JAAC spokesperson Hafeez Hamdani told that the action committee had nothing to do with violence. He added: “It seems that such elements have been purposely planted in the ranks of protesters to bring a bad name to a struggle that aims nothing but the legitimate rights of the people.”

The authorities also placed mounds of earth on roads leading to Muzaffarabad, as well as making more arrests, to prevent people from heading towards the state capital. The administration also implemented Section 144 of the Criminal Procedure Code in the region to restrict protests.


At least 85 individuals remain in military custody, a year on from the 9th May 2023 protests – that turned violent – after former Prime Minister Imran Khan’s arrest. During the protests, government buildings and even military installations were attacked. The military cracked down on protesters and they were charged under a section of the Official Secrets Act (OSA), which the government amended, among others, to broaden its scope in August 2023, nearly two months after most of the arrests had been made. The amended law punishes anyone who “approaches, inspects, passes over or is in the vicinity of, or enters, attacks, destroys or otherwise undermines any prohibited place”.

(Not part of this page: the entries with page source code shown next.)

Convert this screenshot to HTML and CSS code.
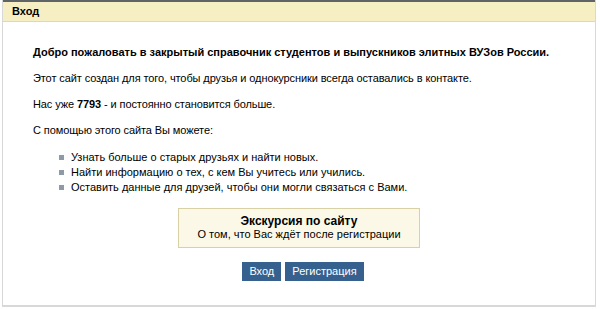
FILE: index.html
```html
<!DOCTYPE html>
<html lang="ru">
<head>
    <meta charset="UTF-8">
    <title>Вход</title>
    <link rel="stylesheet" href="styles.css">
</head>
<body>
    <div class="box">
        <div class="box-header">Вход</div>
        <div class="box-body">
            <p class="welcome">Добро пожаловать в закрытый справочник студентов и выпускников элитных ВУЗов России.</p>
            <p>Этот сайт создан для того, чтобы друзья и однокурсники всегда оставались в контакте.</p>
            <p>Нас уже <b>7793</b> - и постоянно становится больше.</p>
            <p>С помощью этого сайта Вы можете:</p>
            <ul class="features">
                <li>Узнать больше о старых друзьях и найти новых.</li>
                <li>Найти информацию о тех, с кем Вы учитесь или учились.</li>
                <li>Оставить данные для друзей, чтобы они могли связаться с Вами.</li>
            </ul>
            <div class="tour">
                <div class="tour-title">Экскурсия по сайту</div>
                <div class="tour-text">О том, что Вас ждёт после регистрации</div>
            </div>
            <div class="buttons">
                <button class="btn">Вход</button>
                <button class="btn">Регистрация</button>
            </div>
        </div>
    </div>
</body>
</html>
```

FILE: styles.css
```css
/* General */
body {
    margin: 0;
    padding: 0;
    background-color: #fff;
    font-family: "Liberation Sans", Tahoma, sans-serif;
    font-size: 11px;
    color: #000;
}

.box {
    width: 592px;
    margin-left: 2px;
    border-left: 1px solid #d8d8d8;
    border-right: 1px solid #d8d8d8;
    border-bottom: 2px solid #d8d8d8;
}

.box-header {
    background-color: #f7efc4;
    border-top: 2px solid #5f6468;
    border-bottom: 1px solid #e2d8a8;
    padding: 3px 9px 4px;
    font-weight: bold;
    height: 12px;
    line-height: 12px;
}

.box-body {
    padding: 24px 30px 24px;
}

.box-body p {
    margin: 0 0 13px;
    line-height: 13px;
    letter-spacing: -0.1px;
}

.box-body .welcome {
    font-weight: bold;
    font-size: 11px;
    letter-spacing: 0;
    margin-bottom: 13px;
}

/* Feature list */
.features {
    list-style: none;
    margin: 0 0 14px;
    padding: 0 0 0 24px;
}

.features li {
    position: relative;
    padding-left: 14px;
    line-height: 14px;
    margin-bottom: 1px;
}

.features li::before {
    content: "";
    position: absolute;
    left: 2px;
    top: 5px;
    width: 5px;
    height: 5px;
    background-color: #8f9aa8;
}

/* Tour box */
.tour {
    width: 240px;
    margin: 0 auto;
    background-color: #fbf8e8;
    border: 1px solid #d9d1a6;
    text-align: center;
    padding: 5px 0 6px;
}

.tour-title {
    font-weight: bold;
    font-size: 12px;
    line-height: 14px;
}

.tour-text {
    line-height: 13px;
}

/* Buttons */
.buttons {
    display: flex;
    justify-content: center;
    gap: 4px;
    margin-top: 14px;
    padding-left: 8px;
}

.btn {
    background-color: #36618e;
    color: #fff;
    border: none;
    font-family: inherit;
    font-size: 11px;
    padding: 3px 7px 4px;
    line-height: 12px;
    cursor: pointer;
}
```
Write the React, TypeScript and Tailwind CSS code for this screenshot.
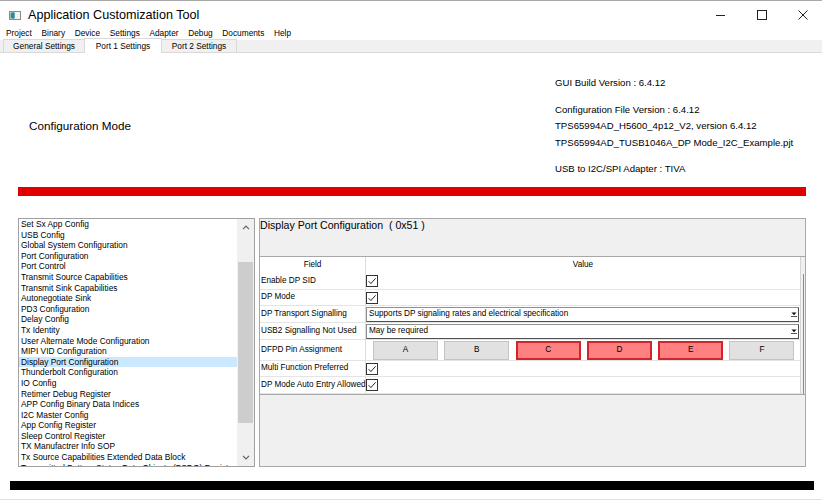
import React from "react";

const sections = [
  "Set Sx App Config",
  "USB Config",
  "Global System Configuration",
  "Port Configuration",
  "Port Control",
  "Transmit Source Capabilities",
  "Transmit Sink Capabilities",
  "Autonegotiate Sink",
  "PD3 Configuration",
  "Delay Config",
  "Tx Identity",
  "User Alternate Mode Configuration",
  "MIPI VID Configuration",
  "Display Port Configuration",
  "Thunderbolt Configuration",
  "IO Config",
  "Retimer Debug Register",
  "APP Config Binary Data Indices",
  "I2C Master Config",
  "App Config Register",
  "Sleep Control Register",
  "TX Manufactrer Info SOP",
  "Tx Source Capabilities Extended Data Block",
  "Transmitted Battery Status Data Objects (BSDO) Register",
];

const menus = ["Project", "Binary", "Device", "Settings", "Adapter", "Debug", "Documents", "Help"];

const pins = [
  { label: "A", on: false },
  { label: "B", on: false },
  { label: "C", on: true },
  { label: "D", on: true },
  { label: "E", on: true },
  { label: "F", on: false },
];

function Check() {
  return (
    <div className="w-[12px] h-[12px] border border-[#333333] bg-white flex items-center justify-center">
      <svg width="10" height="10" viewBox="0 0 10 10">
        <path d="M1.6 5.2 L3.9 7.6 L8.6 2.3" fill="none" stroke="#222" strokeWidth="1" />
      </svg>
    </div>
  );
}

function Combo({ value }: { value: string }) {
  return (
    <div className="w-[433px] h-[15px] flex items-center border border-[#8f8f8f] border-r-[#505050] border-b-[#505050] bg-white">
      <span className="flex-1 pl-[2px] whitespace-nowrap overflow-hidden">{value}</span>
      <div className="w-[8px] h-full flex flex-col items-center justify-center">
        <svg width="6" height="6" viewBox="0 0 6 6">
          <path d="M0.5 1.5 L5.5 1.5 L3 4.2 Z" fill="#111" />
          <path d="M0 5.5 L6 5.5" stroke="#555" strokeWidth="1" />
        </svg>
      </div>
    </div>
  );
}

function Row({ label, h, children }: { label: string; h: string; children?: React.ReactNode }) {
  return (
    <div className={`flex border-b border-[#e4e4e4] ${h}`}>
      <div className="w-[106px] shrink-0 border-r border-[#dcdcdc] pl-[1px] flex items-center whitespace-nowrap">
        {label}
      </div>
      <div className="flex-1 flex items-center">{children}</div>
    </div>
  );
}

export default function App() {
  return (
    <div className="w-[822px] h-[500px] overflow-hidden bg-white flex flex-col font-['Liberation_Sans',Arial,sans-serif] text-[#1a1a1a]">
      {/* Title bar */}
      <div className="h-[26px] shrink-0 flex items-center pt-[3px] border-t border-[#a8a8a8]">
        <svg className="ml-[9px]" width="12" height="9" viewBox="0 0 12 9">
          <rect x="0.5" y="0.5" width="11" height="8" fill="#f4f4f4" stroke="#8a8a8a" />
          <rect x="1.5" y="1.5" width="4" height="6" fill="#2f8f6f" />
          <rect x="3.5" y="1.5" width="2" height="6" fill="#3a7fc0" />
        </svg>
        <span className="ml-[7px] text-[12.6px] text-black">Application Customization Tool</span>
        <div className="ml-auto flex items-center gap-[31.5px] pr-[14px]">
          <svg width="9" height="9" viewBox="0 0 9 9">
            <path d="M0 4.5 L9 4.5" stroke="#222" strokeWidth="1" />
          </svg>
          <svg width="10" height="10" viewBox="0 0 10 10">
            <rect x="0.5" y="0.5" width="9" height="9" fill="none" stroke="#222" strokeWidth="1" />
          </svg>
          <svg width="10" height="10" viewBox="0 0 10 10">
            <path d="M0.5 0.5 L9.5 9.5 M9.5 0.5 L0.5 9.5" stroke="#222" strokeWidth="1" />
          </svg>
        </div>
      </div>

      {/* Menu bar */}
      <div className="h-[14px] shrink-0 flex items-center gap-[9.7px] pl-[6px] text-[8.3px] text-black">
        {menus.map((m) => (
          <span key={m}>{m}</span>
        ))}
      </div>

      {/* Tabs */}
      <div className="h-[13px] shrink-0 bg-[#f0f0f0] border-b border-[#d9d9d9] flex items-end pl-[3px] text-[8.3px] text-black">
        <div className="w-[81px] h-[13px] border-l border-t border-[#d9d9d9] flex items-center justify-center">General Settings</div>
        <div className="w-[78px] h-[15px] -mb-px bg-white border-x border-t border-[#d9d9d9] flex items-center justify-center">
          Port 1 Settings
        </div>
        <div className="w-[75px] h-[13px] border-r border-t border-[#d9d9d9] flex items-center justify-center">Port 2 Settings</div>
      </div>

      {/* Main */}
      <div className="flex-1 flex flex-col">
        <div className="h-[134px] shrink-0 flex">
          <div className="w-[555px] pl-[29px] pt-[65px] text-[11.7px] leading-[16px] text-black">Configuration Mode</div>
          <div className="pt-[22px] text-[9.6px] leading-[16.5px] text-black whitespace-nowrap">
            <div>GUI Build Version : 6.4.12</div>
            <div className="mt-[10px]">Configuration File Version : 6.4.12</div>
            <div>TPS65994AD_H5600_4p12_V2, version 6.4.12</div>
            <div>TPS65994AD_TUSB1046A_DP Mode_I2C_Example.pjt</div>
            <div className="mt-[9.5px]">USB to I2C/SPI Adapter : TIVA</div>
          </div>
        </div>

        <div className="ml-[18px] w-[788px] h-[9px] bg-[#e00000]" />

        <div className="mt-[22px] ml-[18px] h-[249px] flex gap-[4px]">
          {/* Section list */}
          <div className="w-[237px] h-full border border-[#a0a0a0] flex bg-white">
            <div className="flex-1 overflow-hidden text-[8.4px] text-black">
              {sections.map((s) => (
                <div
                  key={s}
                  className={`h-[10.6px] leading-[10.6px] pl-[2px] whitespace-nowrap ${
                    s === "Display Port Configuration" ? "bg-[#cce8ff]" : ""
                  }`}
                >
                  {s}
                </div>
              ))}
            </div>
            <div className="w-[17px] h-full bg-[#f0f0f0] flex flex-col">
              <div className="h-[17px] flex items-center justify-center">
                <svg width="8" height="5" viewBox="0 0 8 5">
                  <path d="M1 4.2 L4 1.2 L7 4.2" fill="none" stroke="#606060" strokeWidth="1.2" />
                </svg>
              </div>
              <div className="mt-[26px] h-[161px] mx-[1px] bg-[#cdcdcd]" />
              <div className="flex-1" />
              <div className="h-[17px] flex items-center justify-center">
                <svg width="8" height="5" viewBox="0 0 8 5">
                  <path d="M1 0.8 L4 3.8 L7 0.8" fill="none" stroke="#606060" strokeWidth="1.2" />
                </svg>
              </div>
            </div>
          </div>

          {/* Detail panel */}
          <div className="w-[547px] h-full border border-[#a8a8a8] bg-[#f0f0f0] flex flex-col text-[8.2px] text-black">
            <div className="h-[37px] shrink-0 text-[10.6px] leading-[12px] whitespace-pre">Display Port Configuration  ( 0x51 )</div>
            <div className="flex border-t border-b border-[#a8a8a8]">
              <div className="w-[541px] bg-white border-r border-[#d4d4d4]">
                <div className="flex h-[16px]">
                  <div className="w-[106px] shrink-0 border-r border-[#dcdcdc] flex items-center justify-center">Field</div>
                  <div className="flex-1 flex items-center justify-center">Value</div>
                </div>
                <Row label="Enable DP SID" h="h-[17px]">
                  <Check />
                </Row>
                <Row label="DP Mode" h="h-[16px]">
                  <Check />
                </Row>
                <Row label="DP Transport Signalling" h="h-[17px]">
                  <Combo value="Supports DP signaling rates and electrical specification" />
                </Row>
                <Row label="USB2 Signalling Not Used" h="h-[17px]">
                  <Combo value="May be required" />
                </Row>
                <Row label="DFPD Pin Assignment" h="h-[21px]">
                  <div className="flex gap-[6.3px] pl-[7px]">
                    {pins.map((p) => (
                      <div
                        key={p.label}
                        className={`w-[65px] h-[19px] flex items-center justify-center ${
                          p.on ? "bg-[#ff8080] border-2 border-[#d0262b]" : "bg-[#e1e1e1] border border-[#c4c4c4]"
                        }`}
                      >
                        {p.label}
                      </div>
                    ))}
                  </div>
                </Row>
                <Row label="Multi Function Preferred" h="h-[16px]">
                  <Check />
                </Row>
                <Row label="DP Mode Auto Entry Allowed" h="h-[17px]">
                  <Check />
                </Row>
              </div>
              <div className="w-[4px] flex flex-col">
                <div className="mt-[17px] flex-1 ml-[2px] w-[1px] bg-[#8a8a8a]" />
              </div>
            </div>
            <div className="flex-1" />
          </div>
        </div>

        <div className="mt-[14px] ml-[10px] w-[804px] h-[9px] bg-black" />
        <div className="flex-1" />
        <div className="h-px bg-[#e0e0e0]" />
      </div>
    </div>
  );
}
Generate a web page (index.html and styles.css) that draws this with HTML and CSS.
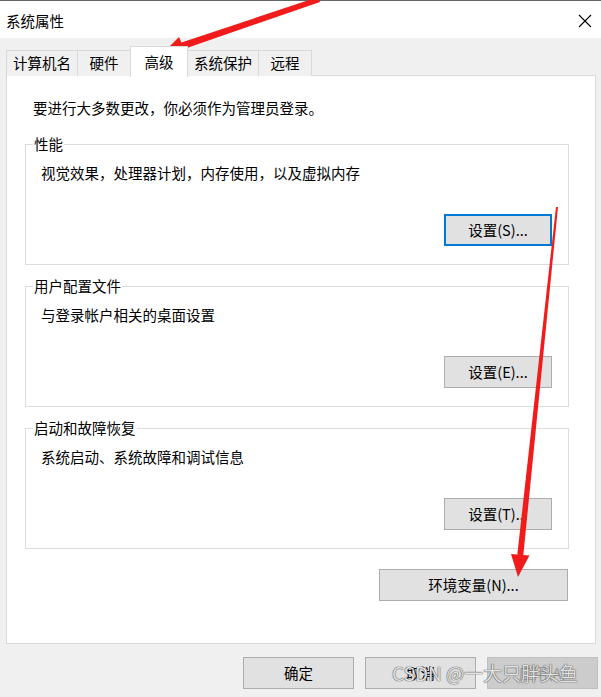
FILE: index.html
```html
<!DOCTYPE html>
<html lang="zh-CN">
<head>
<meta charset="utf-8">
<title>系统属性</title>
<link rel="stylesheet" href="styles.css">
</head>
<body>
<div class="window">
  <div class="titlebar">
    <span class="title">系统属性</span>
    <svg class="close" width="14" height="14" viewBox="0 0 14 14"><path d="M1 1L13 13M13 1L1 13" stroke="#000" stroke-width="1.1" fill="none"/></svg>
  </div>
  <div class="tabs">
    <div class="tab">计算机名</div>
    <div class="tab">硬件</div>
    <div class="tab active">高级</div>
    <div class="tab">系统保护</div>
    <div class="tab">远程</div>
  </div>
  <div class="panel">
    <p class="notice">要进行大多数更改，你必须作为管理员登录。</p>
    <fieldset class="group">
      <legend>性能</legend>
      <div class="group-body">
        <p class="desc">视觉效果，处理器计划，内存使用，以及虚拟内存</p>
        <div class="row-end"><button class="btn btn-set focused">设置(S)...</button></div>
      </div>
    </fieldset>
    <fieldset class="group">
      <legend>用户配置文件</legend>
      <div class="group-body">
        <p class="desc">与登录帐户相关的桌面设置</p>
        <div class="row-end"><button class="btn btn-set">设置(E)...</button></div>
      </div>
    </fieldset>
    <fieldset class="group">
      <legend>启动和故障恢复</legend>
      <div class="group-body">
        <p class="desc">系统启动、系统故障和调试信息</p>
        <div class="row-end"><button class="btn btn-set">设置(T)...</button></div>
      </div>
    </fieldset>
    <div class="env-row"><button class="btn btn-env">环境变量(N)...</button></div>
  </div>
  <div class="footer">
    <button class="btn btn-foot">确定</button>
    <button class="btn btn-foot">取消</button>
    <button class="btn btn-foot disabled">应用(A)</button>
  </div>
  <div class="watermark">CSDN @一大只胖头鱼</div>
  <svg class="arrows" width="601" height="697" viewBox="0 0 601 697">
    <polygon points="162,54 186,53 179,37" fill="#f01c1c"/>
    <polygon points="180,43 184,49 320,2 318,-3" fill="#f01c1c"/>
    <polygon points="558,207 556,206.9 517.3,554.8 523.3,555.4" fill="#f01c1c"/>
    <polygon points="518,577 529.5,555.5 511,554" fill="#f01c1c"/>
  </svg>
</div>
</body>
</html>
```

FILE: styles.css
```css
* { box-sizing: border-box; }
html, body { margin: 0; padding: 0; background: #f0f0f0; }
body {
  font-family: "Noto Sans CJK SC", "Noto Sans", sans-serif;
  font-size: 14.5px;
  color: #000;
}
.window {
  position: relative;
  width: 601px;
  height: 697px;
  overflow: hidden;
  background: #f0f0f0;
}
.titlebar {
  height: 38px;
  background: #fff;
  border-top: 1px solid #666;
  display: flex;
  align-items: center;
  justify-content: space-between;
  padding: 2px 9px 0 6px;
}
.title { line-height: 20px; }
.close { display: block; }
.tabs {
  display: flex;
  align-items: flex-end;
  margin-top: 8px;
  padding-left: 6px;
  height: 30px;
  position: relative;
  z-index: 1;
}
.tab {
  height: 26px;
  line-height: 24px;
  padding: 0 6px;
  min-width: 54px;
  text-align: center;
  border: 1px solid #d9d9d9;
  border-bottom: none;
  background: #f0f0f0;
  margin-left: -1px;
}
.tab:first-child { margin-left: 0; }
.tab.active {
  height: 31px;
  line-height: 29px;
  background: #fff;
  min-width: 58px;
  margin-bottom: -1px;
}
.panel {
  margin-left: 6px;
  width: 590px;
  height: 569px;
  margin-top: -1px;
  background: #fff;
  border: 1px solid #d9d9d9;
  padding: 22px 26px 0 18px;
  display: flex;
  flex-direction: column;
}
.notice {
  margin: 0 0 16px 8px;
  line-height: 20px;
}
.group {
  margin: 0 0 11px 0;
  padding: 0;
  border: 1px solid #dcdcdc;
  min-width: 0;
}
.group legend {
  margin-left: 7px;
  padding: 0 1px;
  line-height: 20px;
}
.group-body {
  padding: 9px 16px 18px 15px;
}
.desc {
  margin: 0;
  line-height: 20px;
}
.row-end {
  display: flex;
  justify-content: flex-end;
  margin-top: 31px;
}
.btn {
  font-family: inherit;
  font-size: 14.5px;
  color: #000;
  background: #e1e1e1;
  border: 1px solid #adadad;
  height: 32px;
  padding: 0;
  margin: 0;
  line-height: 20px;
}
.btn-set { width: 108px; }
.btn.focused { border: 2px solid #0078d7; }
.env-row {
  display: flex;
  justify-content: flex-end;
  margin-top: 9px;
  margin-right: 1px;
}
.btn-env { width: 189px; }
.footer {
  display: flex;
  justify-content: flex-end;
  gap: 11px;
  margin-top: 13px;
  padding-right: 3px;
}
.btn-foot { width: 111px; }
.btn-foot.disabled {
  background: #cccccc;
  border-color: #bfbfbf;
  color: #9a9a9a;
}
.watermark {
  position: absolute;
  left: 392px;
  top: 660px;
  font-size: 19px;
  line-height: 26px;
  color: rgba(255, 255, 255, 0.85);
  text-shadow: 0 0 1px #444, 0 0 1px #444;
  white-space: nowrap;
}
.arrows {
  position: absolute;
  left: 0;
  top: 0;
  pointer-events: none;
}
```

Their cases are currently on hold, due to a restraining order from the Supreme Court, which is currently hearing a case regarding the constitutionality of the military courts. According to Amnesty International, they have repeatedly been denied bail. The group raised concerns about the prolonged detention of women protesters, including PTI’s Sanam Javed, Yasmin Rashid and Alia Hamza.

Human rights groups have stated that trying civilians before military courts violates Pakistan’s obligations under international human rights law to ensure the due process and fair trial rights of criminal suspects. The Human Rights Committee, the international expert body authorised to monitor compliance with the ICCPR, has stated that the “trial of civilians in military or special courts may raise serious problems as far as the equitable, impartial and independent administration of justice is concerned.”